Data segment
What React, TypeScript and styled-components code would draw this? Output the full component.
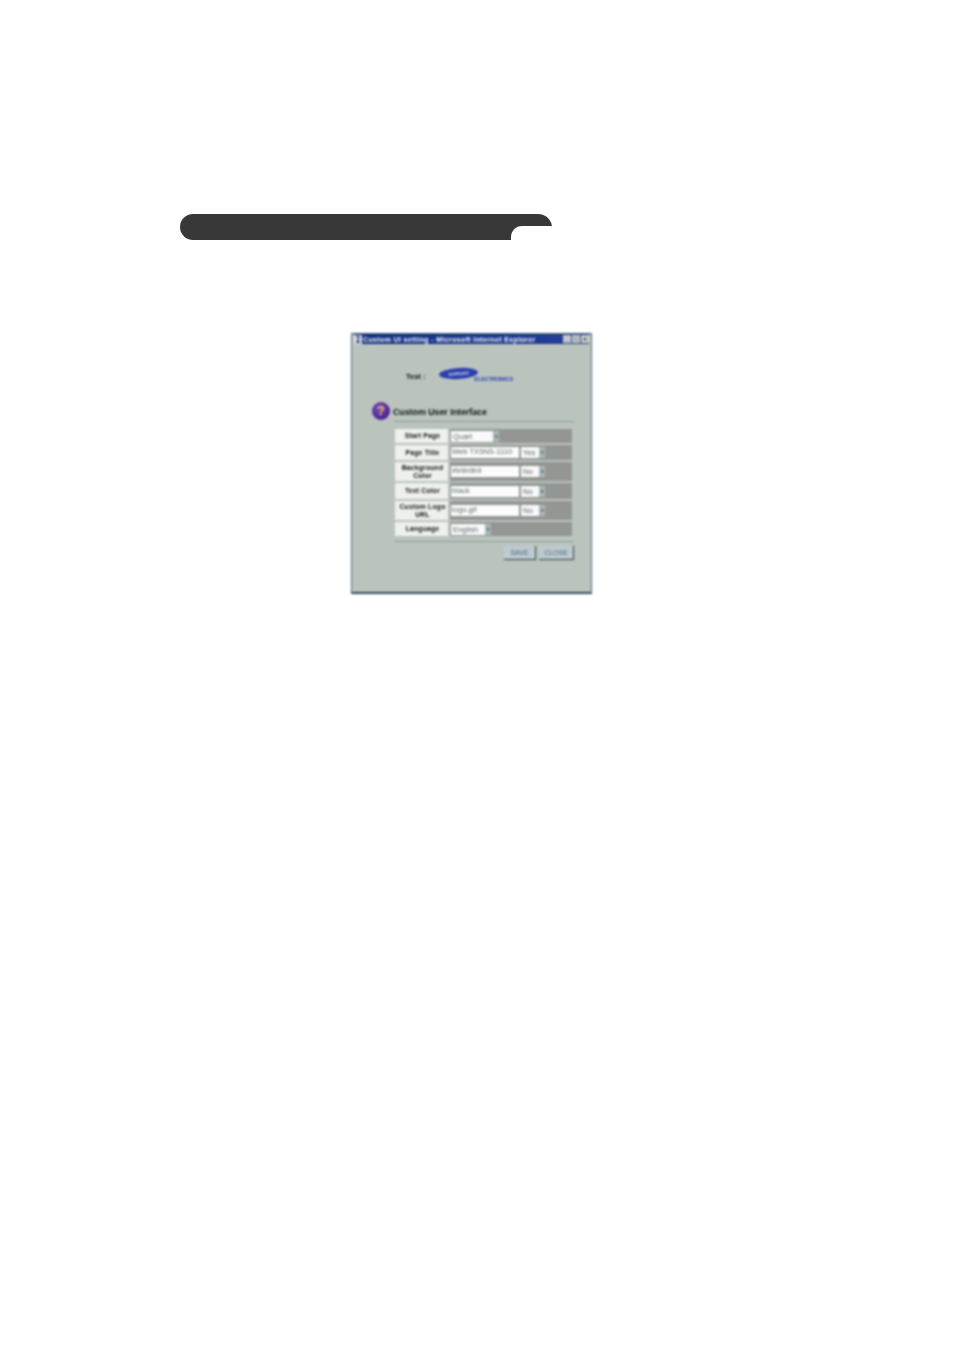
import React from 'react';
import styled, { createGlobalStyle } from 'styled-components';

const GlobalStyle = createGlobalStyle`
  html, body {
    margin: 0;
    padding: 0;
    background: #fff;
  }
`;

const Page = styled.div`
  width: 954px;
  height: 1351px;
  box-sizing: border-box;
  padding: 214px 0 0 180px;
  font-family: 'Liberation Sans', Arial, sans-serif;
  overflow: hidden;
`;

const HeadingBar = styled.div`
  position: relative;
  width: 372px;
  height: 26px;
  background: #383838;
  border-radius: 13px 14px 0 13px;
  overflow: hidden;
`;

const HeadingNotch = styled.div`
  position: absolute;
  right: 0;
  bottom: 0;
  width: 41px;
  height: 14px;
  background: #fff;
  border-top-left-radius: 11px;
`;

const Window = styled.div`
  width: 241px;
  height: 261px;
  box-sizing: border-box;
  margin: 93px 0 0 171px;
  padding: 0 2px 2px 2px;
  background: #bac4bd;
  border: 1px solid #4f6674;
  border-bottom: 2px solid #2f4658;
  filter: blur(0.9px);
  display: flex;
  flex-direction: column;
`;

const TitleBar = styled.div`
  height: 10px;
  flex: none;
  display: flex;
  align-items: center;
  gap: 1px;
  background: linear-gradient(90deg, #0f2f80 0%, #1c3b90 70%, #2b3f95 100%);
  color: #fff;
  font-size: 7px;
  font-weight: bold;
  white-space: nowrap;
`;

const TitleIcon = styled.svg`
  width: 8px;
  height: 9px;
  flex: none;
`;

const TitleText = styled.span`
  flex: 1;
  letter-spacing: 0.36px;
`;

const WinButton = styled.span`
  width: 8px;
  height: 8px;
  flex: none;
  background: #c5cbc8;
  color: #112;
  font-size: 6px;
  line-height: 8px;
  text-align: center;
`;

const TestRow = styled.div`
  display: flex;
  align-items: center;
  height: 16px;
  margin: 24px 0 0 52px;
`;

const TestLabel = styled.span`
  width: 33px;
  font-size: 7.5px;
  font-weight: bold;
  color: #111;
`;

const Logo = styled.div`
  position: relative;
  width: 76px;
  height: 16px;
  flex: none;
`;

const LogoOval = styled.div`
  position: absolute;
  left: 0;
  top: 0;
  width: 39px;
  height: 11px;
  border-radius: 50%;
  background: #2c3fae;
  transform: rotate(-4deg);
  color: #dfe3f4;
  font-size: 4px;
  font-weight: bold;
  line-height: 11px;
  text-align: center;
`;

const LogoWord = styled.span`
  position: absolute;
  right: 2px;
  bottom: 1px;
  color: #2238a8;
  font-size: 5.4px;
  font-weight: bold;
  line-height: 7px;
`;

const FormArea = styled.div`
  margin: 18px 0 0 18px;
`;

const SectionHeader = styled.div`
  display: flex;
  align-items: center;
  gap: 3px;
  width: 202px;
`;

const HelpIcon = styled.div`
  width: 18px;
  height: 18px;
  flex: none;
  border-radius: 50%;
  background: radial-gradient(circle at 40% 35%, #7d4cc0, #4b2390 70%);
  color: #f2cb4a;
  font-size: 13px;
  font-weight: bold;
  line-height: 18px;
  text-align: center;
`;

const SectionTitle = styled.span`
  font-size: 8.8px;
  font-weight: bold;
  color: #0c1210;
  padding-top: 2px;
`;

const Rule = styled.div<{ $top: number; $bottom: number }>`
  height: 1px;
  background: #8a9c96;
  margin: ${(p) => p.$top}px 0 ${(p) => p.$bottom}px 22px;
  width: 180px;
`;

const FormTable = styled.div`
  margin-left: 23px;
  width: 177px;
  display: flex;
  flex-direction: column;
  gap: 2px;
`;

const FormRow = styled.div<{ $height: number }>`
  display: grid;
  grid-template-columns: 53px 122px;
  column-gap: 2px;
  height: ${(p) => p.$height}px;
`;

const LabelCell = styled.div`
  background: #eef0ec;
  color: #0e1412;
  font-size: 6.8px;
  font-weight: bold;
  line-height: 8px;
  letter-spacing: 0.2px;
  padding-left: 2px;
  display: flex;
  align-items: center;
  justify-content: center;
  text-align: center;
`;

const ValueCell = styled.div`
  background: #949694;
  display: flex;
  align-items: center;
  gap: 2px;
  padding-left: 1px;
`;

const TextInput = styled.div`
  width: 68px;
  height: 11px;
  box-sizing: border-box;
  background: #fbfcfb;
  color: #5a6668;
  font-size: 7.6px;
  line-height: 10px;
  padding-left: 1px;
  white-space: nowrap;
  overflow: hidden;
`;

const SelectBox = styled.div<{ $width: number }>`
  width: ${(p) => p.$width}px;
  height: 11px;
  display: flex;
  background: #f8f9f8;
  color: #5a6668;
  font-size: 7.6px;
  line-height: 11px;
  padding-left: 2px;
  box-sizing: border-box;
`;

const SelectLabel = styled.span`
  flex: 1;
`;

const SelectArrow = styled.span`
  width: 6px;
  flex: none;
  background: #a9b6b8;
  color: #1f3e4c;
  font-size: 5px;
  line-height: 11px;
  text-align: center;
`;

const ButtonRow = styled.div`
  display: flex;
  justify-content: flex-end;
  gap: 3px;
  width: 202px;
`;

const ActionButton = styled.div<{ $width: number }>`
  width: ${(p) => p.$width}px;
  height: 14px;
  box-sizing: border-box;
  background: #bccbd0;
  border-right: 1px solid #333d45;
  border-bottom: 1px solid #333d45;
  color: #4f6874;
  font-size: 7px;
  line-height: 13px;
  text-align: center;
`;

const Select = ({ value, width }: { value: string; width: number }) => (
  <SelectBox $width={width}>
    <SelectLabel>{value}</SelectLabel>
    <SelectArrow>▾</SelectArrow>
  </SelectBox>
);

export default function App() {
  return (
    <>
      <GlobalStyle />
      <Page>
        <HeadingBar>
          <HeadingNotch />
        </HeadingBar>

        <Window>
          <TitleBar>
            <TitleIcon viewBox="0 0 8 9">
              <rect width="8" height="9" fill="#d7dde0" />
              <path d="M2 1h4L4.5 4 6 8H2l2-4z" fill="#24408c" />
            </TitleIcon>
            <TitleText>Custom UI setting - Microsoft Internet Explorer</TitleText>
            <WinButton>_</WinButton>
            <WinButton>□</WinButton>
            <WinButton>×</WinButton>
          </TitleBar>

          <TestRow>
            <TestLabel>Test :</TestLabel>
            <Logo>
              <LogoOval>SAMSUNG</LogoOval>
              <LogoWord>ELECTRONICS</LogoWord>
            </Logo>
          </TestRow>

          <FormArea>
            <SectionHeader>
              <HelpIcon>?</HelpIcon>
              <SectionTitle>Custom User Interface</SectionTitle>
            </SectionHeader>
            <Rule $top={1} $bottom={7} />

            <FormTable>
              <FormRow $height={14}>
                <LabelCell>Start Page</LabelCell>
                <ValueCell>
                  <Select value="Quart" width={48} />
                </ValueCell>
              </FormRow>
              <FormRow $height={15}>
                <LabelCell>Page Title</LabelCell>
                <ValueCell>
                  <TextInput>Web TX5NS-1110</TextInput>
                  <Select value="Yes" width={24} />
                </ValueCell>
              </FormRow>
              <FormRow $height={19}>
                <LabelCell>
                  Background
                  <br />
                  Color
                </LabelCell>
                <ValueCell>
                  <TextInput>#b9b9b9</TextInput>
                  <Select value="No" width={24} />
                </ValueCell>
              </FormRow>
              <FormRow $height={16}>
                <LabelCell>Text Color</LabelCell>
                <ValueCell>
                  <TextInput>black</TextInput>
                  <Select value="No" width={24} />
                </ValueCell>
              </FormRow>
              <FormRow $height={19}>
                <LabelCell>
                  Custom Logo
                  <br />
                  URL
                </LabelCell>
                <ValueCell>
                  <TextInput>logo.gif</TextInput>
                  <Select value="No" width={24} />
                </ValueCell>
              </FormRow>
              <FormRow $height={14}>
                <LabelCell>Language</LabelCell>
                <ValueCell>
                  <Select value="English" width={40} />
                </ValueCell>
              </FormRow>
            </FormTable>

            <Rule $top={5} $bottom={4} />

            <ButtonRow>
              <ActionButton $width={32}>SAVE</ActionButton>
              <ActionButton $width={35}>CLOSE</ActionButton>
            </ButtonRow>
          </FormArea>
        </Window>
      </Page>
    </>
  );
}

Written request
Read the data above. Pull out each line in which the string "components" appears.

Correct result
What React, TypeScript and styled-components code would draw this? Output the full component.
import styled, { createGlobalStyle } from 'styled-components';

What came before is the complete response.